* [Short problem]: Can you print the data exactly and leave out each image?
---------- Dataset content ----------
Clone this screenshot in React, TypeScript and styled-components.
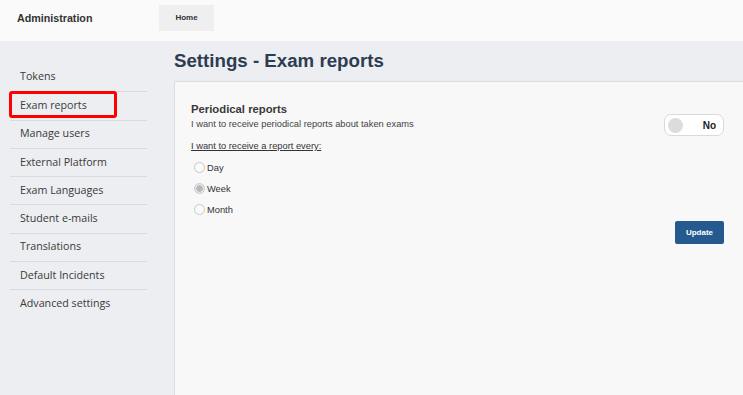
import styled, {createGlobalStyle} from 'styled-components';

const GlobalStyle = createGlobalStyle`
    html, body {
        margin: 0;
        padding: 0;
        background: #eceef1;
        font-family: "Liberation Sans", Arial, sans-serif;
        color: #333;
    }
`;

const menuItems = [
    'Tokens',
    'Exam reports',
    'Manage users',
    'External Platform',
    'Exam Languages',
    'Student e-mails',
    'Translations',
    'Default Incidents',
    'Advanced settings',
];

const periods = [
    {label: 'Day', checked: false},
    {label: 'Week', checked: true},
    {label: 'Month', checked: false},
];

const App = () => {
    return <Root>
        <GlobalStyle/>
        <Header>
            <Brand>Administration</Brand>
            <Tab>Home</Tab>
        </Header>

        <Body>
            <Sidebar>
                {menuItems.map(item => (
                    <MenuItem key={item} isActive={item === 'Exam reports'}>{item}</MenuItem>
                ))}
            </Sidebar>

            <Main>
                <Title>Settings - Exam reports</Title>
                <Panel>
                    <SettingRow>
                        <SettingInfo>
                            <SectionTitle>Periodical reports</SectionTitle>
                            <SectionDesc>I want to receive periodical reports about taken exams</SectionDesc>
                            <PeriodLabel>I want to receive a report every:</PeriodLabel>

                            <RadioList>
                                {periods.map(period => (
                                    <RadioRow key={period.label}>
                                        <Radio isChecked={period.checked}/>
                                        <span>{period.label}</span>
                                    </RadioRow>
                                ))}
                            </RadioList>
                        </SettingInfo>

                        <Toggle>
                            <Knob/>
                            <ToggleText>No</ToggleText>
                        </Toggle>
                    </SettingRow>

                    <Actions>
                        <UpdateButton type="button">Update</UpdateButton>
                    </Actions>
                </Panel>
            </Main>
        </Body>
    </Root>;
};

export default App;




const Root = styled.div`
    display: flex;
    flex-direction: column;
    height: 100vh;
    overflow: hidden;
`;

const Header = styled.div`
    height: 41px;
    flex: 0 0 auto;
    background: #fafafa;
    display: flex;
    align-items: flex-start;
    box-sizing: border-box;
`;

const Brand = styled.div`
    width: 159px;
    padding-left: 17px;
    box-sizing: border-box;
    font-weight: bold;
    font-size: 10.7px;
    line-height: 36px;
    color: #333;
`;

const Tab = styled.div`
    margin-top: 5px;
    width: 55px;
    height: 26px;
    background: #efefef;
    font-size: 8px;
    font-weight: bold;
    color: #333;
    line-height: 25px;
    text-align: center;
`;

const Body = styled.div`
    flex: 1;
    display: flex;
    min-height: 0;
`;

const Sidebar = styled.div`
    width: 174px;
    flex: 0 0 auto;
    padding: 22px 27px 0 10px;
    box-sizing: border-box;
`;

const MenuItem = styled.div<{isActive?: boolean}>`
    position: relative;
    height: 28.3px;
    box-sizing: border-box;
    padding: 0 0 2px 10px;
    display: flex;
    align-items: center;
    font-family: "Open Sans", "Noto Sans", sans-serif;
    font-size: 10.7px;
    color: #3a3a3a;

    & + & {
        border-top: 1px solid #d9dadd;
    }

    ${p => p.isActive && `
        &::after {
            content: '';
            position: absolute;
            left: -1px;
            top: -1px;
            width: 108px;
            height: 27px;
            box-sizing: border-box;
            border: 3px solid #ff0000;
            border-radius: 3px;
        }
    `}
`;

const Main = styled.div`
    flex: 1;
    display: flex;
    flex-direction: column;
    min-width: 0;
`;

const Title = styled.h1`
    margin: 0;
    height: 40px;
    padding-top: 8px;
    box-sizing: border-box;
    font-size: 18.7px;
    font-weight: bold;
    color: #2e3c52;
    line-height: 24px;
`;

const Panel = styled.div`
    flex: 1;
    background: #f8f8f8;
    border-top: 1px solid #dcdcdc;
    border-left: 1px solid #dcdcdc;
    padding: 20px 19px 0 16px;
`;

const SettingRow = styled.div`
    display: flex;
    justify-content: space-between;
    align-items: flex-start;
`;

const SettingInfo = styled.div`
    display: flex;
    flex-direction: column;
`;

const SectionTitle = styled.div`
    font-size: 11.3px;
    font-weight: bold;
    color: #383838;
    line-height: 15px;
`;

const SectionDesc = styled.div`
    font-size: 9.3px;
    color: #444;
    line-height: 14px;
`;

const PeriodLabel = styled.div`
    margin-top: 9px;
    font-size: 9.3px;
    color: #333;
    text-decoration: underline;
    line-height: 13px;
`;

const RadioList = styled.div`
    display: flex;
    flex-direction: column;
    margin-top: 4px;
    padding-left: 3px;
`;

const RadioRow = styled.label`
    display: flex;
    align-items: center;
    height: 21px;
    font-size: 9.3px;
    color: #333;
`;

const Radio = styled.span<{isChecked?: boolean}>`
    width: 11px;
    height: 11px;
    margin-right: 2px;
    box-sizing: border-box;
    border-radius: 50%;
    border: 1px solid #c8c8c8;
    background: ${p => p.isChecked ? 'radial-gradient(circle, #b8b8b8 0 3px, #e8e8e8 3.5px)' : '#fafafa'};
`;

const Toggle = styled.div`
    margin-top: 12px;
    width: 60px;
    height: 22px;
    box-sizing: border-box;
    border: 1px solid #dadada;
    border-radius: 7px;
    background: #fff;
    display: flex;
    align-items: center;
    padding: 0 7px 0 3px;
`;

const Knob = styled.span`
    width: 15px;
    height: 15px;
    border-radius: 50%;
    background: #dcdcdc;
`;

const ToggleText = styled.span`
    margin-left: auto;
    font-size: 10px;
    font-weight: bold;
    color: #222;
`;

const Actions = styled.div`
    display: flex;
    justify-content: flex-end;
    margin-top: 1px;
`;

const UpdateButton = styled.button`
    width: 49px;
    height: 23px;
    border: none;
    border-radius: 2px;
    background: #245a8f;
    color: #fff;
    font-family: "Liberation Sans", Arial, sans-serif;
    font-size: 8px;
    font-weight: bold;
    padding: 0;
`;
----------
* [Solution to the exercise]:
Clone this screenshot in React, TypeScript and styled-components.
import styled, {createGlobalStyle} from 'styled-components';

const GlobalStyle = createGlobalStyle`
    html, body {
        margin: 0;
        padding: 0;
        background: #eceef1;
        font-family: "Liberation Sans", Arial, sans-serif;
        color: #333;
    }
`;

const menuItems = [
    'Tokens',
    'Exam reports',
    'Manage users',
    'External Platform',
    'Exam Languages',
    'Student e-mails',
    'Translations',
    'Default Incidents',
    'Advanced settings',
];

const periods = [
    {label: 'Day', checked: false},
    {label: 'Week', checked: true},
    {label: 'Month', checked: false},
];

const App = () => {
    return <Root>
        <GlobalStyle/>
        <Header>
            <Brand>Administration</Brand>
            <Tab>Home</Tab>
        </Header>

        <Body>
            <Sidebar>
                {menuItems.map(item => (
                    <MenuItem key={item} isActive={item === 'Exam reports'}>{item}</MenuItem>
                ))}
            </Sidebar>

            <Main>
                <Title>Settings - Exam reports</Title>
                <Panel>
                    <SettingRow>
                        <SettingInfo>
                            <SectionTitle>Periodical reports</SectionTitle>
                            <SectionDesc>I want to receive periodical reports about taken exams</SectionDesc>
                            <PeriodLabel>I want to receive a report every:</PeriodLabel>

                            <RadioList>
                                {periods.map(period => (
                                    <RadioRow key={period.label}>
                                        <Radio isChecked={period.checked}/>
                                        <span>{period.label}</span>
                                    </RadioRow>
                                ))}
                            </RadioList>
                        </SettingInfo>

                        <Toggle>
                            <Knob/>
                            <ToggleText>No</ToggleText>
                        </Toggle>
                    </SettingRow>

                    <Actions>
                        <UpdateButton type="button">Update</UpdateButton>
                    </Actions>
                </Panel>
            </Main>
        </Body>
    </Root>;
};

export default App;




const Root = styled.div`
    display: flex;
    flex-direction: column;
    height: 100vh;
    overflow: hidden;
`;

const Header = styled.div`
    height: 41px;
    flex: 0 0 auto;
    background: #fafafa;
    display: flex;
    align-items: flex-start;
    box-sizing: border-box;
`;

const Brand = styled.div`
    width: 159px;
    padding-left: 17px;
    box-sizing: border-box;
    font-weight: bold;
    font-size: 10.7px;
    line-height: 36px;
    color: #333;
`;

const Tab = styled.div`
    margin-top: 5px;
    width: 55px;
    height: 26px;
    background: #efefef;
    font-size: 8px;
    font-weight: bold;
    color: #333;
    line-height: 25px;
    text-align: center;
`;

const Body = styled.div`
    flex: 1;
    display: flex;
    min-height: 0;
`;

const Sidebar = styled.div`
    width: 174px;
    flex: 0 0 auto;
    padding: 22px 27px 0 10px;
    box-sizing: border-box;
`;

const MenuItem = styled.div<{isActive?: boolean}>`
    position: relative;
    height: 28.3px;
    box-sizing: border-box;
    padding: 0 0 2px 10px;
    display: flex;
    align-items: center;
    font-family: "Open Sans", "Noto Sans", sans-serif;
    font-size: 10.7px;
    color: #3a3a3a;

    & + & {
        border-top: 1px solid #d9dadd;
    }

    ${p => p.isActive && `
        &::after {
            content: '';
            position: absolute;
            left: -1px;
            top: -1px;
            width: 108px;
            height: 27px;
            box-sizing: border-box;
            border: 3px solid #ff0000;
            border-radius: 3px;
        }
    `}
`;

const Main = styled.div`
    flex: 1;
    display: flex;
    flex-direction: column;
    min-width: 0;
`;

const Title = styled.h1`
    margin: 0;
    height: 40px;
    padding-top: 8px;
    box-sizing: border-box;
    font-size: 18.7px;
    font-weight: bold;
    color: #2e3c52;
    line-height: 24px;
`;

const Panel = styled.div`
    flex: 1;
    background: #f8f8f8;
    border-top: 1px solid #dcdcdc;
    border-left: 1px solid #dcdcdc;
    padding: 20px 19px 0 16px;
`;

const SettingRow = styled.div`
    display: flex;
    justify-content: space-between;
    align-items: flex-start;
`;

const SettingInfo = styled.div`
    display: flex;
    flex-direction: column;
`;

const SectionTitle = styled.div`
    font-size: 11.3px;
    font-weight: bold;
    color: #383838;
    line-height: 15px;
`;

const SectionDesc = styled.div`
    font-size: 9.3px;
    color: #444;
    line-height: 14px;
`;

const PeriodLabel = styled.div`
    margin-top: 9px;
    font-size: 9.3px;
    color: #333;
    text-decoration: underline;
    line-height: 13px;
`;

const RadioList = styled.div`
    display: flex;
    flex-direction: column;
    margin-top: 4px;
    padding-left: 3px;
`;

const RadioRow = styled.label`
    display: flex;
    align-items: center;
    height: 21px;
    font-size: 9.3px;
    color: #333;
`;

const Radio = styled.span<{isChecked?: boolean}>`
    width: 11px;
    height: 11px;
    margin-right: 2px;
    box-sizing: border-box;
    border-radius: 50%;
    border: 1px solid #c8c8c8;
    background: ${p => p.isChecked ? 'radial-gradient(circle, #b8b8b8 0 3px, #e8e8e8 3.5px)' : '#fafafa'};
`;

const Toggle = styled.div`
    margin-top: 12px;
    width: 60px;
    height: 22px;
    box-sizing: border-box;
    border: 1px solid #dadada;
    border-radius: 7px;
    background: #fff;
    display: flex;
    align-items: center;
    padding: 0 7px 0 3px;
`;

const Knob = styled.span`
    width: 15px;
    height: 15px;
    border-radius: 50%;
    background: #dcdcdc;
`;

const ToggleText = styled.span`
    margin-left: auto;
    font-size: 10px;
    font-weight: bold;
    color: #222;
`;

const Actions = styled.div`
    display: flex;
    justify-content: flex-end;
    margin-top: 1px;
`;

const UpdateButton = styled.button`
    width: 49px;
    height: 23px;
    border: none;
    border-radius: 2px;
    background: #245a8f;
    color: #fff;
    font-family: "Liberation Sans", Arial, sans-serif;
    font-size: 8px;
    font-weight: bold;
    padding: 0;
`;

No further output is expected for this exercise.